Joan Bennett in Little Women 1933
Bennett in the trailer for Little Women (1933)

Bennett left Fox to play Amy, a pert sister competing with Katharine Hepburn's Jo in Little Women (1933), which was directed by George Cukor for RKO. This movie brought Bennett to the attention of independent film producer Walter Wanger, who signed her to a contract and began managing her career. She played the role of Sally MacGregor, a psychiatrist's young wife slipping into insanity, in Private Worlds (1935) with Joel McCrea. Bennett starred in the film Vogues of 1938 (1937), including the title sequence, in which she donned a diamond-and-platinum bracelet set with the Star of Burma ruby. Wanger and director Tay Garnett persuaded her to change her hair from blonde to brunette as part of the plot for her role as Kay Kerrigan in the scenic Trade Winds (1938) opposite Fredric March.

With her change in appearance, Bennett began an entirely new screen career as her persona evolved into that of a glamorous femme fatale. She played the role of Princess Maria Theresa in The Man in the Iron Mask (1939) opposite Louis Hayward, and the role of the Grand Duchess Zona of Lichtenburg in The Son of Monte Cristo (1940) opposite Hayward.

During the search for an actress to play Scarlett O'Hara in Gone with the Wind, Bennett was given a screen test and impressed producer David O. Selznick to such an extent that she was one of the final four actresses, along with Jean Arthur, Vivien Leigh and Paulette Goddard.

Joan Bennett in The Woman in the Window trailer
Bennett in the trailer for The Woman in the Window (1944)

On January 12, 1940, Bennett and producer Walter Wanger were married in Phoenix, Arizona. They were divorced in September 1965 in Mexico. The couple had two children together, Stephanie Wanger (born June 26, 1943) and Shelley Wanger (born July 4, 1948). The following year, on March 13, 1949, Bennett became a grandmother at the age of 39.

Bennett won praise for her performances as Brenda Bentley in The House Across the Bay (1940), also featuring George Raft, and as Carol Hoffman in the anti-Nazi drama The Man I Married, a film in which Francis Lederer also starred.

She then appeared in a sequence of highly regarded film noir thrillers directed by Fritz Lang, with whom she and Wanger formed their own production company.
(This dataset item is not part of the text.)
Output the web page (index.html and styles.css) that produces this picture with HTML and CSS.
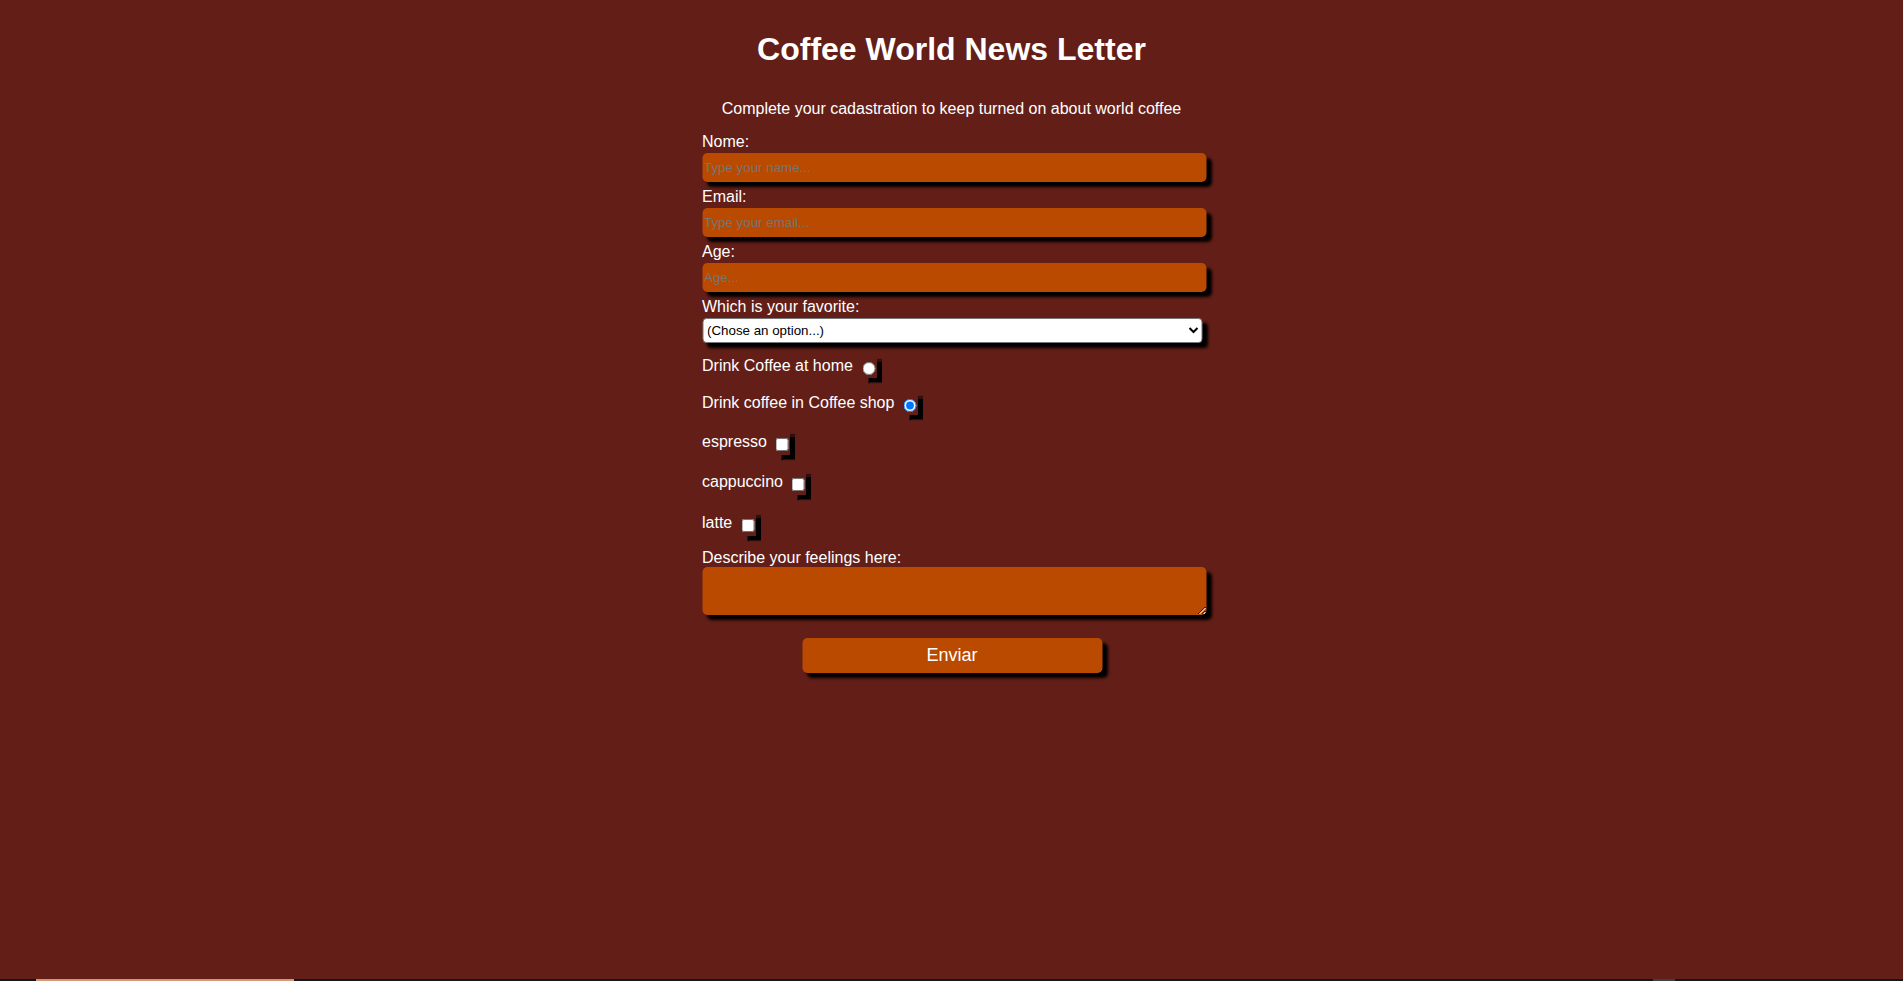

Bennett appeared in four movies under Lang's direction, including as Cockney Jerry Stokes in Man Hunt (1941) opposite Walter Pidgeon, as mysterious model Alice Reed in The Woman in the Window (1944) with Edward G. Robinson, and as blackmailer Katharine "Kitty" March in Scarlet Street (1945), another film with Robinson.

Joan Bennett in Scarlet Street (2)
Bennett in Scarlet Street (1945)

Bennett was the shrewish wife, Margaret Macomber, in Zoltan Korda's The Macomber Affair (1947) opposite Gregory Peck, as the deceitful wife, Peggy, in Jean Renoir's The Woman on the Beach (also 1947) opposite Robert Ryan and Charles Bickford, and as tormented Lucia Harper in Max Ophüls' The Reckless Moment (1949) as the victim of a blackmailer played by James Mason. Then, easily shifting images again, she changed her screen persona to that of an elegant, witty and nurturing wife and mother in two comedies directed by Vincente Minnelli.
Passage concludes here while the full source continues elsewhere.